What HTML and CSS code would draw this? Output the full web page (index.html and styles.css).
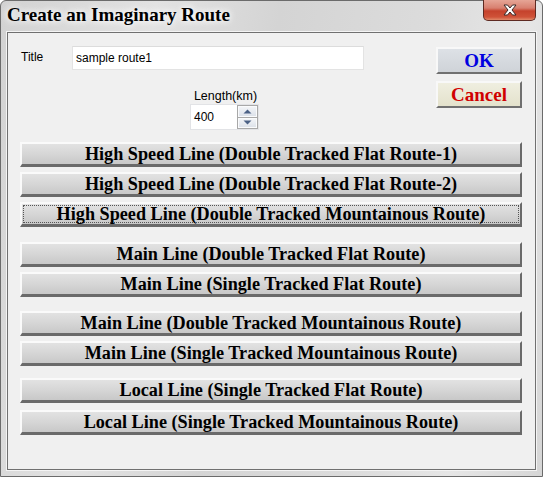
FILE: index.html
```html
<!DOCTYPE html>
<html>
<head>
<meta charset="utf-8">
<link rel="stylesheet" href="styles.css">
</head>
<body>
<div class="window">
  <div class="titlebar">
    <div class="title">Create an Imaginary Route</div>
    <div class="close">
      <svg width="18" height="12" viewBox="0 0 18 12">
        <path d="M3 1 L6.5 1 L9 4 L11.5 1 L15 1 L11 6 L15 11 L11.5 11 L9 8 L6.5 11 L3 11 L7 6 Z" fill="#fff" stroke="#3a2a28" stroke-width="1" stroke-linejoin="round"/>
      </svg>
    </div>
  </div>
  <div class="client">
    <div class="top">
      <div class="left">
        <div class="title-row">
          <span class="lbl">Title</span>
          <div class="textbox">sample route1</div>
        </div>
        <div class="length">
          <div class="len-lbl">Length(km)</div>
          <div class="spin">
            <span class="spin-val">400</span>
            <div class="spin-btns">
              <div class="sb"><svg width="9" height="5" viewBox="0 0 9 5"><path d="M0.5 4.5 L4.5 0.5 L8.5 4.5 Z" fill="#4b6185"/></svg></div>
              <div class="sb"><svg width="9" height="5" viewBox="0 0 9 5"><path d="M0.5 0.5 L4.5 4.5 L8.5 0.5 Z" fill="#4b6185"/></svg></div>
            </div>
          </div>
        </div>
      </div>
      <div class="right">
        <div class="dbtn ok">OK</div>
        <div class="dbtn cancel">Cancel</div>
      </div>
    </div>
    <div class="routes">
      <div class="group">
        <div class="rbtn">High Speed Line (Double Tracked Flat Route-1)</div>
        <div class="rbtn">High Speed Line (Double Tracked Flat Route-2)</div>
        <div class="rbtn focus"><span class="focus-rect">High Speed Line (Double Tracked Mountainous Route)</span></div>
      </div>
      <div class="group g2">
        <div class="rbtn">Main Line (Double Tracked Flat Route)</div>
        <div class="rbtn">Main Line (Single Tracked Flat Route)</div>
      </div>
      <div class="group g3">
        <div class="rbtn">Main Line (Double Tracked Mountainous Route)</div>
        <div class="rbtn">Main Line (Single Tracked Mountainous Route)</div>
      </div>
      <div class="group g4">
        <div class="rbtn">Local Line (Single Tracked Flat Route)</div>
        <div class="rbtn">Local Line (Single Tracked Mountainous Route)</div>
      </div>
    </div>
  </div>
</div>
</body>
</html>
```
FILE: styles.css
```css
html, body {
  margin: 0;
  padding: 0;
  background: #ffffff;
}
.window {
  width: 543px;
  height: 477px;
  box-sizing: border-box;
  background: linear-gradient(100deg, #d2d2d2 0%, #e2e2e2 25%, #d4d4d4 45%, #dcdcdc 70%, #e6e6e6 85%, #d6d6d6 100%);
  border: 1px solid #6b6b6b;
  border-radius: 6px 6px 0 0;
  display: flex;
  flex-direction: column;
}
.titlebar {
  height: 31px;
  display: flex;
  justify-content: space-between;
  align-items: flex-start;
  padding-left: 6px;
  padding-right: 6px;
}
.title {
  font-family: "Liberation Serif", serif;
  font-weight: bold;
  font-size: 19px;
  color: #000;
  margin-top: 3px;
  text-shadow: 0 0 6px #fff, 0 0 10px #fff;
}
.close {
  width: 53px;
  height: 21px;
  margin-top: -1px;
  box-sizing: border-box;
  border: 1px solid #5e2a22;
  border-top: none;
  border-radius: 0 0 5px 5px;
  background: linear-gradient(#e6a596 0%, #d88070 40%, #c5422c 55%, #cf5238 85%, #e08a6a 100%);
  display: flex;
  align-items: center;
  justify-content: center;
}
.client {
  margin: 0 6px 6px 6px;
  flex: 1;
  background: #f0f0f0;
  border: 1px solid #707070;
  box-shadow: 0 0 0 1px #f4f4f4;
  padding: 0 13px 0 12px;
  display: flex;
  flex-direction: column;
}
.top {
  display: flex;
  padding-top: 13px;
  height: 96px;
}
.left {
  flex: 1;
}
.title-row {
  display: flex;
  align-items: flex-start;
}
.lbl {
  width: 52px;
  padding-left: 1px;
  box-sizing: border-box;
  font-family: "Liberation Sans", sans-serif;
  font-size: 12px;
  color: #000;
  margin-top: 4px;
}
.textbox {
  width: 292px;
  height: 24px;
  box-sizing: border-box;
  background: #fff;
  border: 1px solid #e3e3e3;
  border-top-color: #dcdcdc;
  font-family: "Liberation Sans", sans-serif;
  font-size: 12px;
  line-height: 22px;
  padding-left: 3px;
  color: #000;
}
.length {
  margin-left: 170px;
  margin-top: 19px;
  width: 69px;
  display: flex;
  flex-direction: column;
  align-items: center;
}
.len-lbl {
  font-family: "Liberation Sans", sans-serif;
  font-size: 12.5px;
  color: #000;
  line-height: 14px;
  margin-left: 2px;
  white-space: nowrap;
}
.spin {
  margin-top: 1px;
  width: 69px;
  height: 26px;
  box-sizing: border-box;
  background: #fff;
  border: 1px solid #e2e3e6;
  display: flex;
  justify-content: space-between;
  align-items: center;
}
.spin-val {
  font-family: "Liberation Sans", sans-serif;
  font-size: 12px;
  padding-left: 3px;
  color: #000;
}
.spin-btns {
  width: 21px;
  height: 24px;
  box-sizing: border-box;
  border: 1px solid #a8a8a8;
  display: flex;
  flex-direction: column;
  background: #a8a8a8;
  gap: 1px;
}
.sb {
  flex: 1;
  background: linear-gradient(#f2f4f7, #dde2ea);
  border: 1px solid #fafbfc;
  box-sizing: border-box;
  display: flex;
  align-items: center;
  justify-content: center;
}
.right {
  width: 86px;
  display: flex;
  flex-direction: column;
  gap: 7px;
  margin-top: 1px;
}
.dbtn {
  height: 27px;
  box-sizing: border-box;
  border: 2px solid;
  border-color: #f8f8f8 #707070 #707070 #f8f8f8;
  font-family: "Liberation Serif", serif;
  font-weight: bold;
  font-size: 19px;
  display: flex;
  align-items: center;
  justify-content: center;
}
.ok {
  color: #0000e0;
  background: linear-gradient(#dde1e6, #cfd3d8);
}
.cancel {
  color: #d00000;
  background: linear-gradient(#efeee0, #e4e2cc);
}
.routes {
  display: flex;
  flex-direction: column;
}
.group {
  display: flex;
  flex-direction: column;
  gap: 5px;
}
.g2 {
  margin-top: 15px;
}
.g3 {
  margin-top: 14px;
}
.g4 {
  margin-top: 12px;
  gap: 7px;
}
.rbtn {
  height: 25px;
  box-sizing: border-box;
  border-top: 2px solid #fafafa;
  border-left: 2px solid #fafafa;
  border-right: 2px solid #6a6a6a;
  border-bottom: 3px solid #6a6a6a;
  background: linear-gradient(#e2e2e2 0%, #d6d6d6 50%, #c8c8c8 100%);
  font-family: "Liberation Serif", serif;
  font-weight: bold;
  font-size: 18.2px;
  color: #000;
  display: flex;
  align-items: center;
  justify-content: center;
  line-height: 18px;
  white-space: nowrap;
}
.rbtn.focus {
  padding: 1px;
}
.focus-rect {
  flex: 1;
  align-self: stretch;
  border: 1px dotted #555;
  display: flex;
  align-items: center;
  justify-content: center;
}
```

- **Written instruction**:
Exclude the images, then output the data above word for word.

- **Response to this exercise**:
What HTML and CSS code would draw this? Output the full web page (index.html and styles.css).
FILE: index.html
```html
<!DOCTYPE html>
<html>
<head>
<meta charset="utf-8">
<link rel="stylesheet" href="styles.css">
</head>
<body>
<div class="window">
  <div class="titlebar">
    <div class="title">Create an Imaginary Route</div>
    <div class="close">
      <svg width="18" height="12" viewBox="0 0 18 12">
        <path d="M3 1 L6.5 1 L9 4 L11.5 1 L15 1 L11 6 L15 11 L11.5 11 L9 8 L6.5 11 L3 11 L7 6 Z" fill="#fff" stroke="#3a2a28" stroke-width="1" stroke-linejoin="round"/>
      </svg>
    </div>
  </div>
  <div class="client">
    <div class="top">
      <div class="left">
        <div class="title-row">
          <span class="lbl">Title</span>
          <div class="textbox">sample route1</div>
        </div>
        <div class="length">
          <div class="len-lbl">Length(km)</div>
          <div class="spin">
            <span class="spin-val">400</span>
            <div class="spin-btns">
              <div class="sb"><svg width="9" height="5" viewBox="0 0 9 5"><path d="M0.5 4.5 L4.5 0.5 L8.5 4.5 Z" fill="#4b6185"/></svg></div>
              <div class="sb"><svg width="9" height="5" viewBox="0 0 9 5"><path d="M0.5 0.5 L4.5 4.5 L8.5 0.5 Z" fill="#4b6185"/></svg></div>
            </div>
          </div>
        </div>
      </div>
      <div class="right">
        <div class="dbtn ok">OK</div>
        <div class="dbtn cancel">Cancel</div>
      </div>
    </div>
    <div class="routes">
      <div class="group">
        <div class="rbtn">High Speed Line (Double Tracked Flat Route-1)</div>
        <div class="rbtn">High Speed Line (Double Tracked Flat Route-2)</div>
        <div class="rbtn focus"><span class="focus-rect">High Speed Line (Double Tracked Mountainous Route)</span></div>
      </div>
      <div class="group g2">
        <div class="rbtn">Main Line (Double Tracked Flat Route)</div>
        <div class="rbtn">Main Line (Single Tracked Flat Route)</div>
      </div>
      <div class="group g3">
        <div class="rbtn">Main Line (Double Tracked Mountainous Route)</div>
        <div class="rbtn">Main Line (Single Tracked Mountainous Route)</div>
      </div>
      <div class="group g4">
        <div class="rbtn">Local Line (Single Tracked Flat Route)</div>
        <div class="rbtn">Local Line (Single Tracked Mountainous Route)</div>
      </div>
    </div>
  </div>
</div>
</body>
</html>
```
FILE: styles.css
```css
html, body {
  margin: 0;
  padding: 0;
  background: #ffffff;
}
.window {
  width: 543px;
  height: 477px;
  box-sizing: border-box;
  background: linear-gradient(100deg, #d2d2d2 0%, #e2e2e2 25%, #d4d4d4 45%, #dcdcdc 70%, #e6e6e6 85%, #d6d6d6 100%);
  border: 1px solid #6b6b6b;
  border-radius: 6px 6px 0 0;
  display: flex;
  flex-direction: column;
}
.titlebar {
  height: 31px;
  display: flex;
  justify-content: space-between;
  align-items: flex-start;
  padding-left: 6px;
  padding-right: 6px;
}
.title {
  font-family: "Liberation Serif", serif;
  font-weight: bold;
  font-size: 19px;
  color: #000;
  margin-top: 3px;
  text-shadow: 0 0 6px #fff, 0 0 10px #fff;
}
.close {
  width: 53px;
  height: 21px;
  margin-top: -1px;
  box-sizing: border-box;
  border: 1px solid #5e2a22;
  border-top: none;
  border-radius: 0 0 5px 5px;
  background: linear-gradient(#e6a596 0%, #d88070 40%, #c5422c 55%, #cf5238 85%, #e08a6a 100%);
  display: flex;
  align-items: center;
  justify-content: center;
}
.client {
  margin: 0 6px 6px 6px;
  flex: 1;
  background: #f0f0f0;
  border: 1px solid #707070;
  box-shadow: 0 0 0 1px #f4f4f4;
  padding: 0 13px 0 12px;
  display: flex;
  flex-direction: column;
}
.top {
  display: flex;
  padding-top: 13px;
  height: 96px;
}
.left {
  flex: 1;
}
.title-row {
  display: flex;
  align-items: flex-start;
}
.lbl {
  width: 52px;
  padding-left: 1px;
  box-sizing: border-box;
  font-family: "Liberation Sans", sans-serif;
  font-size: 12px;
  color: #000;
  margin-top: 4px;
}
.textbox {
  width: 292px;
  height: 24px;
  box-sizing: border-box;
  background: #fff;
  border: 1px solid #e3e3e3;
  border-top-color: #dcdcdc;
  font-family: "Liberation Sans", sans-serif;
  font-size: 12px;
  line-height: 22px;
  padding-left: 3px;
  color: #000;
}
.length {
  margin-left: 170px;
  margin-top: 19px;
  width: 69px;
  display: flex;
  flex-direction: column;
  align-items: center;
}
.len-lbl {
  font-family: "Liberation Sans", sans-serif;
  font-size: 12.5px;
  color: #000;
  line-height: 14px;
  margin-left: 2px;
  white-space: nowrap;
}
.spin {
  margin-top: 1px;
  width: 69px;
  height: 26px;
  box-sizing: border-box;
  background: #fff;
  border: 1px solid #e2e3e6;
  display: flex;
  justify-content: space-between;
  align-items: center;
}
.spin-val {
  font-family: "Liberation Sans", sans-serif;
  font-size: 12px;
  padding-left: 3px;
  color: #000;
}
.spin-btns {
  width: 21px;
  height: 24px;
  box-sizing: border-box;
  border: 1px solid #a8a8a8;
  display: flex;
  flex-direction: column;
  background: #a8a8a8;
  gap: 1px;
}
.sb {
  flex: 1;
  background: linear-gradient(#f2f4f7, #dde2ea);
  border: 1px solid #fafbfc;
  box-sizing: border-box;
  display: flex;
  align-items: center;
  justify-content: center;
}
.right {
  width: 86px;
  display: flex;
  flex-direction: column;
  gap: 7px;
  margin-top: 1px;
}
.dbtn {
  height: 27px;
  box-sizing: border-box;
  border: 2px solid;
  border-color: #f8f8f8 #707070 #707070 #f8f8f8;
  font-family: "Liberation Serif", serif;
  font-weight: bold;
  font-size: 19px;
  display: flex;
  align-items: center;
  justify-content: center;
}
.ok {
  color: #0000e0;
  background: linear-gradient(#dde1e6, #cfd3d8);
}
.cancel {
  color: #d00000;
  background: linear-gradient(#efeee0, #e4e2cc);
}
.routes {
  display: flex;
  flex-direction: column;
}
.group {
  display: flex;
  flex-direction: column;
  gap: 5px;
}
.g2 {
  margin-top: 15px;
}
.g3 {
  margin-top: 14px;
}
.g4 {
  margin-top: 12px;
  gap: 7px;
}
.rbtn {
  height: 25px;
  box-sizing: border-box;
  border-top: 2px solid #fafafa;
  border-left: 2px solid #fafafa;
  border-right: 2px solid #6a6a6a;
  border-bottom: 3px solid #6a6a6a;
  background: linear-gradient(#e2e2e2 0%, #d6d6d6 50%, #c8c8c8 100%);
  font-family: "Liberation Serif", serif;
  font-weight: bold;
  font-size: 18.2px;
  color: #000;
  display: flex;
  align-items: center;
  justify-content: center;
  line-height: 18px;
  white-space: nowrap;
}
.rbtn.focus {
  padding: 1px;
}
.focus-rect {
  flex: 1;
  align-self: stretch;
  border: 1px dotted #555;
  display: flex;
  align-items: center;
  justify-content: center;
}
```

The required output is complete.